■ **DESCRIPTION OF THE TASK**: For each line that holds "React", copy the line out.

■ **DATA PROVIDED**:

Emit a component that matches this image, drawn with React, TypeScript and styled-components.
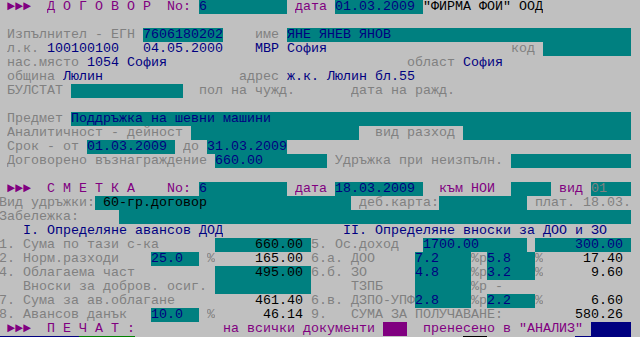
import React from "react";
import styled, { createGlobalStyle } from "styled-components";

const GlobalStyle = createGlobalStyle`
  html, body {
    margin: 0;
    padding: 0;
    overflow: hidden;
    background: #c0c0c0;
  }
`;

const CELL = 8;
const COLS = 80;

type Kind =
  | "lbl"
  | "val"
  | "head"
  | "ink"
  | "fld"
  | "fldk"
  | "fldg"
  | "blkM"
  | "blkB"
  | "blkG"
  | "blkK";

const palette: Record<Kind, { fg: string; bg: string }> = {
  lbl: { fg: "#808080", bg: "transparent" },
  val: { fg: "#000080", bg: "transparent" },
  head: { fg: "#800080", bg: "transparent" },
  ink: { fg: "#000000", bg: "transparent" },
  fld: { fg: "#000080", bg: "#008080" },
  fldk: { fg: "#000000", bg: "#008080" },
  fldg: { fg: "#808080", bg: "#008080" },
  blkM: { fg: "#800080", bg: "#800080" },
  blkB: { fg: "#000080", bg: "#000080" },
  blkG: { fg: "#008000", bg: "#008000" },
  blkK: { fg: "#000000", bg: "#000000" },
};

const Screen = styled.div`
  display: flex;
  flex-direction: column;
  width: ${COLS * CELL}px;
  margin-left: -1px;
  font-family: "Liberation Mono", "DejaVu Sans Mono", monospace;
  font-size: 13.333px;
  line-height: 14px;
`;

const Line = styled.div`
  display: flex;
  height: 14px;
`;

const Cell = styled.span<{ $w: number; $fg: string; $bg: string }>`
  flex: none;
  display: block;
  width: ${(p) => p.$w * CELL}px;
  height: 14px;
  overflow: hidden;
  white-space: pre;
  color: ${(p) => p.$fg};
  background: ${(p) => p.$bg};
`;

type Field = { col: number; text: string; kind: Kind; w: number };

const f = (col: number, text: string, kind: Kind, w?: number): Field => ({
  col,
  text,
  kind,
  w: w ?? text.length,
});

const rows: Field[][] = [
  [
    f(1, "►►►", "head"),
    f(6, "Д О Г О В О Р", "head"),
    f(21, "No:", "head"),
    f(25, "6", "fld", 11),
    f(37, "дата", "head"),
    f(42, "01.03.2009", "fld", 11),
    f(53, '"ФИРМА ФОИ" ООД', "ink"),
  ],
  [],
  [
    f(1, "Изпълнител - ЕГН", "lbl"),
    f(18, "7606180202", "fld", 10),
    f(32, "име", "lbl"),
    f(36, "ЯНЕ ЯНЕВ ЯНОВ", "fld", 43),
  ],
  [
    f(1, "л.к.", "lbl"),
    f(6, "100100100", "val"),
    f(18, "04.05.2000", "val"),
    f(32, "МВР София", "val"),
    f(64, "код", "lbl"),
    f(68, "", "fld", 11),
  ],
  [
    f(1, "нас.място", "lbl"),
    f(11, "1054 София", "val"),
    f(51, "област", "lbl"),
    f(58, "София", "val"),
  ],
  [
    f(1, "община", "lbl"),
    f(8, "Люлин", "val"),
    f(30, "адрес", "lbl"),
    f(36, "ж.к. Люлин бл.55", "val"),
  ],
  [
    f(1, "БУЛСТАТ", "lbl"),
    f(9, "", "fld", 14),
    f(25, "пол на чужд.", "lbl"),
    f(44, "дата на ражд.", "lbl"),
  ],
  [],
  [f(1, "Предмет", "lbl"), f(9, "Поддръжка на шевни машини", "fld", 70)],
  [
    f(1, "Аналитичност - дейност", "lbl"),
    f(24, "", "fld", 21),
    f(47, "вид разход", "lbl"),
    f(58, "", "fld", 21),
  ],
  [
    f(1, "Срок - от", "lbl"),
    f(11, "01.03.2009", "fld", 11),
    f(23, "до", "lbl"),
    f(26, "31.03.2009", "fld", 10),
  ],
  [
    f(1, "Договорено възнаграждение", "lbl"),
    f(27, "660.00", "fld", 14),
    f(42, "Удръжка при неизпълн.", "lbl"),
    f(64, "", "fld", 15),
  ],
  [],
  [
    f(1, "►►►", "head"),
    f(6, "С М Е Т К А", "head"),
    f(21, "No:", "head"),
    f(25, "6", "fld", 11),
    f(37, "дата", "head"),
    f(42, "18.03.2009", "fld", 11),
    f(55, "към НОИ", "head"),
    f(64, "", "fld", 5),
    f(70, "вид", "head"),
    f(74, "01", "fldg", 5),
  ],
  [
    f(0, "Вид удръжки:", "lbl"),
    f(12, " 60-гр.договор", "fldk", 32),
    f(45, "деб.карта:", "lbl"),
    f(55, "", "fld", 11),
    f(67, "плат. 18.03.", "lbl"),
  ],
  [f(0, "Забележка:", "lbl"), f(15, "", "fld", 64)],
  [
    f(3, "I. Определяне авансов ДОД", "val"),
    f(43, "II. Определяне вноски за ДОО и ЗО", "val"),
  ],
  [
    f(0, "1. Сума по тази с-ка", "lbl"),
    f(27, "     660.00", "fldk", 12),
    f(39, "5. Ос.доход", "lbl"),
    f(53, "1700.00", "fld", 13),
    f(67, "     300.00", "fld", 12),
  ],
  [
    f(0, "2. Норм.разходи", "lbl"),
    f(19, "25.0", "fld", 6),
    f(26, "%", "lbl"),
    f(32, "165.00", "ink"),
    f(39, "6.а. ДОО", "lbl"),
    f(52, "7.2", "fld", 7),
    f(59, "%р", "lbl"),
    f(61, "5.8", "fld", 6),
    f(67, "%", "lbl"),
    f(73, "17.40", "ink"),
  ],
  [
    f(0, "4. Облагаема част", "lbl"),
    f(27, "     495.00", "fldk", 12),
    f(39, "6.б. ЗО", "lbl"),
    f(52, "4.8", "fld", 7),
    f(59, "%р", "lbl"),
    f(61, "3.2", "fld", 6),
    f(67, "%", "lbl"),
    f(74, "9.60", "ink"),
  ],
  [
    f(3, "Вноски за добров. осиг.", "lbl"),
    f(27, "", "fld", 12),
    f(44, "ТЗПБ", "lbl"),
    f(52, "", "fld", 7),
    f(59, "%р -", "lbl"),
  ],
  [
    f(0, "7. Сума за ав.облагане", "lbl"),
    f(32, "461.40", "ink"),
    f(39, "6.в. ДЗПО-УПФ", "lbl"),
    f(52, "2.8", "fld", 7),
    f(59, "%р", "lbl"),
    f(61, "2.2", "fld", 6),
    f(67, "%", "lbl"),
    f(74, "6.60", "ink"),
  ],
  [
    f(0, "8. Авансов данък", "lbl"),
    f(19, "10.0", "fld", 6),
    f(26, "%", "lbl"),
    f(33, "46.14", "ink"),
    f(39, "9.", "lbl"),
    f(44, "СУМА ЗА ПОЛУЧАВАНЕ:", "lbl"),
    f(72, "580.26", "ink"),
  ],
  [
    f(1, "►►►", "head"),
    f(6, "П Е Ч А Т :", "head"),
    f(28, "на всички документи", "head"),
    f(48, "", "blkM", 3),
    f(53, 'пренесено в "АНАЛИЗ"', "head"),
    f(74, "", "blkB", 5),
  ],
  // menu bar below, only its top pixel shows
  [
    f(0, "", "blkB", 10),
    f(10, "", "blkG", 7),
    f(58, "", "blkK", 3),
    f(72, "", "blkB", 7),
  ],
];

function Row({ fields }: { fields: Field[] }) {
  const out: React.ReactNode[] = [];
  let at = 0;
  fields.forEach((fd, i) => {
    if (fd.col > at) {
      out.push(<Cell key={`g${i}`} $w={fd.col - at} $fg="transparent" $bg="transparent" />);
    }
    const c = palette[fd.kind];
    out.push(
      <Cell key={i} $w={fd.w} $fg={c.fg} $bg={c.bg}>
        {fd.text}
      </Cell>
    );
    at = fd.col + fd.w;
  });
  return <Line>{out}</Line>;
}

export default function App() {
  return (
    <>
      <GlobalStyle />
      <Screen>
        {rows.map((r, i) => (
          <Row key={i} fields={r} />
        ))}
      </Screen>
    </>
  );
}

■ **RESPONSE BELOW**:
Emit a component that matches this image, drawn with React, TypeScript and styled-components.
import React from "react";
  const out: React.ReactNode[] = [];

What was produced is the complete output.